おじさんの雑記帳 

「20世紀少年」の感想文そのほか 寺本匡俊 1960年生 東京在住

コイズミ     (20世紀少年 第226回)

 待ってました。小泉響子。ようやく彼女に辿り着きました。コイズミは、この長編漫画の道化役である。だが、それだけではない。彼女はバーチャル・リアリティー場面のヒロインでもあり、謎解きの道案内でもある。それにコイズミは神様、ヨシツネ、サダキヨといった性格に偏りのある中高年とのコンビネーションが実に良い。

 カンナが単独行に傾きがちなのに比べて、コイズミは殆どいつも周囲に翻弄され、巻き込まれ、迷惑を被ってばかりいる。とはいえ、カンナの言動がときどき空回りするのに対し、コイズミの周囲は、彼女に救いや希望を求めるがごとく集まってきて、時には彼女に、とても良い言葉をかけてもらったりする。常に緊張にさらされているカンナの表情や言葉遣いは堅いが、そのカンナもコイズミに対しては若い娘らしい溌剌さを取り戻すことがある。


 小泉響子の初登場は、第7巻の第5話、タイトルはその名も「コイズミ」。最初に「都立新大久保高等学校」というカンナの高校の看板が出てくる。二人は同学年の別クラスに在籍しているのだ。先生が日本史の自由研究について、テーマを選ぶよう宿題にした結果を、生徒に尋ねている。

 五十音順らしい。井上は宮本武蔵、江川は日露戦争の帝国海軍の秋山参謀、岡野は安倍晴明を選んで、先生の許可と指導を得ている。この連載当時かその少し前に、「バガボンド」と「陰陽師」が流行っているから、それを受けての選択か。秋山参謀の由来はよく分からないが、私の手元にある「坂の上の雲」の文春文庫新装版は1999年に第1刷発行だから、浦沢さんはそれをお読みかな。


 4人目に名を呼ばれた小泉は、遅刻して机の下を移動中であった。教師の質問が理解できず、隣の女子が「自由研究」と教えてくれるのだが、この娘は第13巻で彼氏を殺され、自らも危うく命を落とす破目になるトモコさんだ。小泉の返答が振るっている。ヒトラー。先生に「ヒトラーのどこが、日本史だ」と叱られている。これからも、ずっとこんな調子なのだ。

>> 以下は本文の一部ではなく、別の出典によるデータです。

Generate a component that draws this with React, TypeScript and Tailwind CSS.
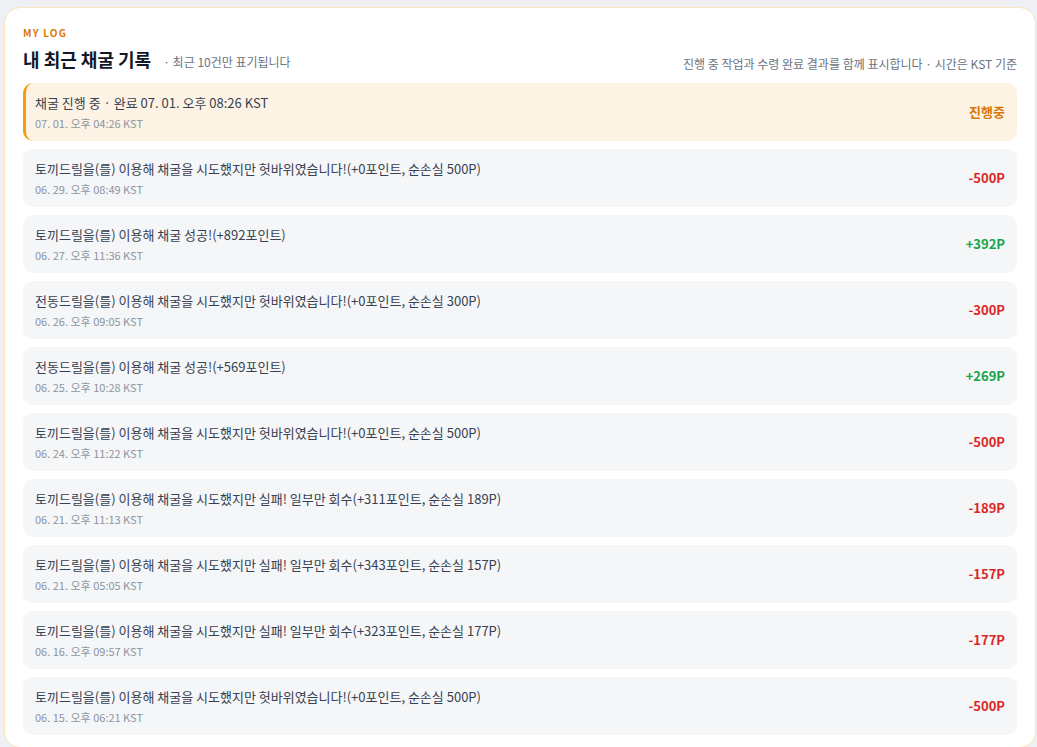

 ただし、このとき、ヒトラーを撤回して選んだのは、物騒にも2000年血の大みそかのテロ集団、ケンヂ一派の首謀者、遠藤ケンヂであった。先生は「適当にページひらいたろ」と呆れているのだが、後の展開により、そうではなくて、実際に彼女が「前からおかしい」と思っていた事柄だったのだ。これを選んだのは彼女の運命だった。


 コイズミが前からおかしいと思っていたのは、教科書にも載るくらい有名な、血の大みそかの夜に撮影されたケンヂ一派の後ろ姿の写真であった。これがおかしいとユキジやヨシツネが気付くのは、もっとずっと後のことだ。もっとも、おかしいと感じた箇所は異なり、コイズミの問題意識は、巨大ロボットが細菌をばらまいているのに、こんな近くにいたら危ないというものだった。正しい。鋭い。

 先生は相手をするのも面倒とばかり放任した。これでテーマは決まり。コイズミは、ザ・エロイムエッサイムズとかいう悪魔系(?)のバンドの追っかけに忙しくて、遅刻欠席を繰り返してきたようなのだが、今回の自由研究は締切が来週月曜日で、これを落とすと落第かもしれないと親友トモコに警告されてしまう。


 しかも、トモコさんからは別の物騒な話も聞かされた。血の大みそかが話題になるとき、ケンヂを悪く言う者がいると、当たり構わず暴動を起こす女子生徒が隣のクラスにいるという。悪魔のテロリストなどというレポートを書いたら身の危険が迫るであろう。

 しかし、落第は困る。その遠藤カンナという生徒のことは、とりあえず横に措いて、コイズミは自由研究の調査を開始する。その行く先に幾多の苦難が待ちかまえているとも知らず、彼女は後戻りできない旅に出た。それはそうと、映画で小泉響子を演じた女優さん、名前は存じ上げないが、この役のために生まれ育ったかのようでした。


(この稿おわり)


なぜか魚屋さんの店先にボーリングの球二つ。
もののけ姫」の「こだま」のようだ。
神様とコイズミの出会いも間近。